* begin Data shown *

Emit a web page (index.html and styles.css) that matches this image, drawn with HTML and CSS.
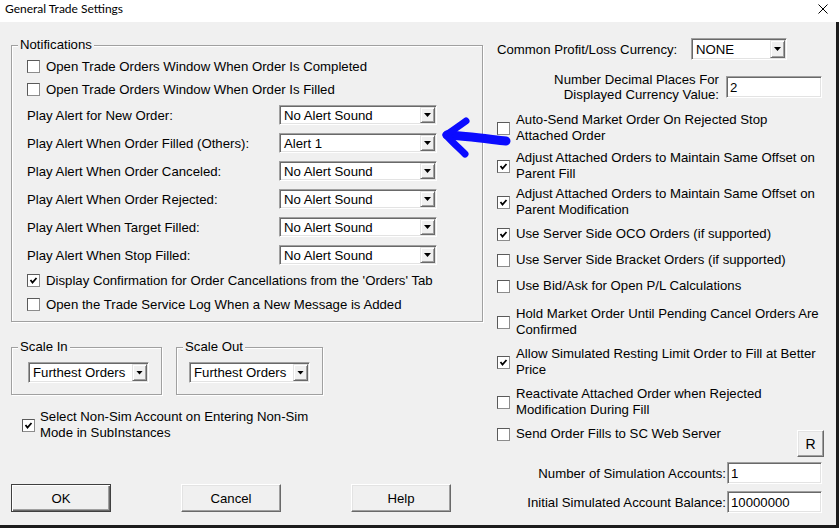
FILE: index.html
```html
<!DOCTYPE html>
<html>
<head>
<meta charset="utf-8">
<title>General Trade Settings</title>
<link rel="stylesheet" href="styles.css">
</head>
<body>
<div class="titlebar">
  <span class="title">General Trade Settings</span>
  <svg class="close" viewBox="0 0 10 10" width="10" height="10"><path d="M0.5 0.5 L9.5 9.5 M9.5 0.5 L0.5 9.5" stroke="#000" stroke-width="1" fill="none"/></svg>
</div>
<div class="client">
  <div class="left">
    <div class="group notif">
      <span class="group-title">Notifications</span>
      <div class="cb-row r23"><span class="cb"></span><span>Open Trade Orders Window When Order Is Completed</span></div>
      <div class="cb-row r23"><span class="cb"></span><span>Open Trade Orders Window When Order Is Filled</span></div>
      <div class="sel-row"><span class="sel-label">Play Alert for New Order:</span><div class="combo w158"><span class="combo-text">No Alert Sound</span><span class="combo-btn"><i class="tri"></i></span></div></div>
      <div class="sel-row"><span class="sel-label">Play Alert When Order Filled (Others):</span><div class="combo w158"><span class="combo-text">Alert 1</span><span class="combo-btn"><i class="tri"></i></span></div></div>
      <div class="sel-row"><span class="sel-label">Play Alert When Order Canceled:</span><div class="combo w158"><span class="combo-text">No Alert Sound</span><span class="combo-btn"><i class="tri"></i></span></div></div>
      <div class="sel-row"><span class="sel-label">Play Alert When Order Rejected:</span><div class="combo w158"><span class="combo-text">No Alert Sound</span><span class="combo-btn"><i class="tri"></i></span></div></div>
      <div class="sel-row"><span class="sel-label">Play Alert When Target Filled:</span><div class="combo w158"><span class="combo-text">No Alert Sound</span><span class="combo-btn"><i class="tri"></i></span></div></div>
      <div class="sel-row"><span class="sel-label">Play Alert When Stop Filled:</span><div class="combo w158"><span class="combo-text">No Alert Sound</span><span class="combo-btn"><i class="tri"></i></span></div></div>
      <div class="cb-row r23"><span class="cb checked"><svg viewBox="0 0 11 11" width="11" height="11"><path d="M2.5 5 L4.5 7.5 L8.5 3" stroke="#000" stroke-width="1.8" fill="none"/></svg></span><span>Display Confirmation for Order Cancellations from the 'Orders' Tab</span></div>
      <div class="cb-row r24"><span class="cb"></span><span>Open the Trade Service Log When a New Message is Added</span></div>
    </div>

    <div class="scale-row">
      <div class="group scale-in">
        <span class="group-title">Scale In</span>
        <div class="combo w121"><span class="combo-text">Furthest Orders</span><span class="combo-btn"><i class="tri"></i></span></div>
      </div>
      <div class="group scale-out">
        <span class="group-title">Scale Out</span>
        <div class="combo w121"><span class="combo-text">Furthest Orders</span><span class="combo-btn"><i class="tri"></i></span></div>
      </div>
    </div>

    <div class="cb-row nonsim"><span class="cb checked"><svg viewBox="0 0 11 11" width="11" height="11"><path d="M2.5 5 L4.5 7.5 L8.5 3" stroke="#000" stroke-width="1.8" fill="none"/></svg></span><span class="two">Select Non-Sim Account on Entering Non-Sim<br>Mode in SubInstances</span></div>

    <div class="buttons">
      <button class="btn default">OK</button>
      <button class="btn">Cancel</button>
      <button class="btn">Help</button>
    </div>
  </div>

  <div class="right">
    <div class="cur-row">
      <span class="cur-label">Common Profit/Loss Currency:</span>
      <div class="combo w96"><span class="combo-text">NONE</span><span class="combo-btn"><i class="tri"></i></span></div>
    </div>
    <div class="dec-row">
      <span class="dec-label">Number Decimal Places For<br>Displayed Currency Value:</span>
      <span class="edit w96">2</span>
    </div>

    <div class="cb-item m13"><span class="cb"></span><span class="txt">Auto-Send Market Order On Rejected Stop<br>Attached Order</span></div>
    <div class="cb-item m6"><span class="cb checked"><svg viewBox="0 0 11 11" width="11" height="11"><path d="M2.5 5 L4.5 7.5 L8.5 3" stroke="#000" stroke-width="1.8" fill="none"/></svg></span><span class="txt">Adjust Attached Orders to Maintain Same Offset on<br>Parent Fill</span></div>
    <div class="cb-item m4"><span class="cb checked"><svg viewBox="0 0 11 11" width="11" height="11"><path d="M2.5 5 L4.5 7.5 L8.5 3" stroke="#000" stroke-width="1.8" fill="none"/></svg></span><span class="txt">Adjust Attached Orders to Maintain Same Offset on<br>Parent Modification</span></div>
    <div class="cb-item m8"><span class="cb checked"><svg viewBox="0 0 11 11" width="11" height="11"><path d="M2.5 5 L4.5 7.5 L8.5 3" stroke="#000" stroke-width="1.8" fill="none"/></svg></span><span class="txt">Use Server Side OCO Orders (if supported)</span></div>
    <div class="cb-item m10"><span class="cb"></span><span class="txt">Use Server Side Bracket Orders (if supported)</span></div>
    <div class="cb-item m10"><span class="cb"></span><span class="txt">Use Bid/Ask for Open P/L Calculations</span></div>
    <div class="cb-item m12"><span class="cb"></span><span class="txt">Hold Market Order Until Pending Cancel Orders Are<br>Confirmed</span></div>
    <div class="cb-item m8"><span class="cb checked"><svg viewBox="0 0 11 11" width="11" height="11"><path d="M2.5 5 L4.5 7.5 L8.5 3" stroke="#000" stroke-width="1.8" fill="none"/></svg></span><span class="txt">Allow Simulated Resting Limit Order to Fill at Better<br>Price</span></div>
    <div class="cb-item m8"><span class="cb"></span><span class="txt">Reactivate Attached Order when Rejected<br>Modification During Fill</span></div>
    <div class="send-row m8">
      <div class="cb-item"><span class="cb"></span><span class="txt">Send Order Fills to SC Web Server</span></div>
      <button class="btn rbtn">R</button>
    </div>
    <div class="num-row first">
      <span class="num-label">Number of Simulation Accounts:</span>
      <span class="edit w95">1</span>
    </div>
    <div class="num-row">
      <span class="num-label">Initial Simulated Account Balance:</span>
      <span class="edit w95">10000000</span>
    </div>
  </div>

  <svg class="arrow" viewBox="0 0 80 52" width="80" height="52">
    <path d="M70 29 C52 27 30 24 11 23" stroke="#0b0bff" stroke-width="9" stroke-linecap="round" fill="none"/>
    <path d="M30 9 C23 14 16 19 10 23 C16 30 23 36 29 42" stroke="#0b0bff" stroke-width="7" stroke-linecap="round" stroke-linejoin="round" fill="none"/>
  </svg>
</div>
</body>
</html>
```

FILE: styles.css
```css
* { box-sizing: border-box; }
html, body { margin: 0; padding: 0; }
body {
  width: 839px;
  height: 528px;
  overflow: hidden;
  background: #f0f0f0;
  font-family: "Liberation Sans", Arial, sans-serif;
  font-size: 13.2px;
  color: #000;
}
.titlebar {
  height: 22px;
  background: #fff;
  display: flex;
  align-items: flex-start;
  justify-content: space-between;
  padding: 0 11px 0 5px;
}
.title {
  font-family: Lato, "Noto Sans", sans-serif;
  font-size: 12px;
  line-height: 17px;
}
.close { margin-top: 4px; display: block; }

.client {
  position: relative;
  display: flex;
  height: 506px;
  border-right: 3px solid #1c1c1c;
  border-bottom: 3px solid #1c1c1c;
}
.left {
  width: 483px;
  flex: none;
  padding: 23px 0 0 11px;
  display: flex;
  flex-direction: column;
}
.group {
  position: relative;
  border: 1px solid #a0a0a0;
  box-shadow: 1px 1px 0 #fff, inset 1px 1px 0 #fff;
}
.group-title {
  position: absolute;
  top: -9px;
  left: 6px;
  padding: 0 2px;
  background: #f0f0f0;
  line-height: 16px;
}
.notif {
  width: 472px;
  padding: 9px 0 5px 15px;
}
.cb-row { display: flex; align-items: center; gap: 6px; }
.r23 { height: 23px; }
.r24 { height: 24px; }
.cb {
  width: 13px;
  height: 13px;
  flex: none;
  background: #fff;
  border: 1px solid #8c8c8c;
  border-top-color: #5a5a5a;
  border-left-color: #5a5a5a;
  display: flex;
  align-items: center;
  justify-content: center;
}
.cb svg { display: block; }
.sel-row { height: 28px; display: flex; align-items: center; }
.sel-label { width: 252px; flex: none; }

.combo {
  height: 20px;
  display: flex;
  align-items: center;
  background: #fff;
  border: 1px solid;
  border-color: #a0a0a0 #fff #fff #a0a0a0;
  box-shadow: inset 1px 1px 0 #696969, inset -1px -1px 0 #e3e3e3;
  padding: 1px;
}
.w158 { width: 158px; }
.w121 { width: 121px; height: 21px; }
.w96 { width: 96px; height: 22px; }
.w95 { width: 95px; }
.combo-text { flex: 1; padding-left: 3px; padding-top: 1px; line-height: 16px; white-space: nowrap; overflow: hidden; }
.combo-btn {
  width: 15px;
  height: 100%;
  flex: none;
  background: #f0f0f0;
  border: 1px solid;
  border-color: #e3e3e3 #696969 #696969 #e3e3e3;
  box-shadow: inset 1px 1px 0 #fff, inset -1px -1px 0 #a0a0a0;
  display: flex;
  align-items: center;
  justify-content: center;
}
.tri {
  display: block;
  width: 7px;
  height: 4px;
  background: #000;
  clip-path: polygon(0 0, 100% 0, 50% 100%);
}

.scale-row { display: flex; gap: 14px; margin-top: 25px; }
.scale-in { width: 151px; padding: 14px 0 11px 16px; }
.scale-out { width: 147px; padding: 14px 0 11px 12px; }

.nonsim { margin-top: 14px; padding-left: 11px; gap: 5px; }
.two { line-height: 16px; }

.buttons { display: flex; gap: 70px; margin-top: 43px; }
.btn {
  width: 100px;
  height: 28px;
  font-family: "Liberation Sans", Arial, sans-serif;
  font-size: 13.2px;
  color: #000;
  background: #f0f0f0;
  border: 1px solid;
  border-color: #fff #696969 #696969 #fff;
  box-shadow: inset -1px -1px 0 #a0a0a0, inset 1px 1px 0 #e3e3e3;
  padding: 0;
}
.btn.default {
  border-color: #404040;
  box-shadow: inset 1px 1px 0 #fff, inset -1px -1px 0 #696969, inset -2px -2px 0 #a0a0a0;
}

.right {
  flex: 1;
  padding: 16px 12px 0 14px;
  display: flex;
  flex-direction: column;
}
.cur-row { display: flex; align-items: center; height: 22px; }
.cur-label { width: 194px; flex: none; }
.dec-row {
  display: flex;
  justify-content: flex-end;
  align-items: flex-start;
  margin-top: 11px;
  height: 28px;
  padding-right: 2px;
  gap: 7px;
}
.dec-label { text-align: right; line-height: 15px; padding-top: 1px; }
.dec-row .edit { margin-top: 5px; }

.edit {
  height: 22px;
  display: flex;
  align-items: center;
  background: #fff;
  border: 1px solid;
  border-color: #a0a0a0 #fff #fff #a0a0a0;
  box-shadow: inset 1px 1px 0 #696969, inset -1px -1px 0 #e3e3e3;
  padding-left: 3px;
}

.cb-item { display: flex; align-items: center; gap: 6px; }
.txt { line-height: 16px; }
.m4 { margin-top: 4px; }
.m6 { margin-top: 6px; }
.m8 { margin-top: 8px; }
.m10 { margin-top: 10px; }
.m12 { margin-top: 12px; }
.m13 { margin-top: 13px; }

.send-row { display: flex; align-items: flex-start; }
.rbtn { width: 27px; height: 27px; margin-left: auto; margin-top: 4px; font-size: 14px; }

.num-row {
  display: flex;
  justify-content: flex-end;
  align-items: center;
  gap: 1px;
  padding-right: 2px;
  margin-top: 7px;
}
.num-row.first { margin-top: 5px; }

.arrow {
  position: absolute;
  left: 436px;
  top: 90px;
}
```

* end Data shown *

» Written instruction: Which lines of the data above contain "styles"? Copy each one.

» The response:
Emit a web page (index.html and styles.css) that matches this image, drawn with HTML and CSS.
<link rel="stylesheet" href="styles.css">
FILE: styles.css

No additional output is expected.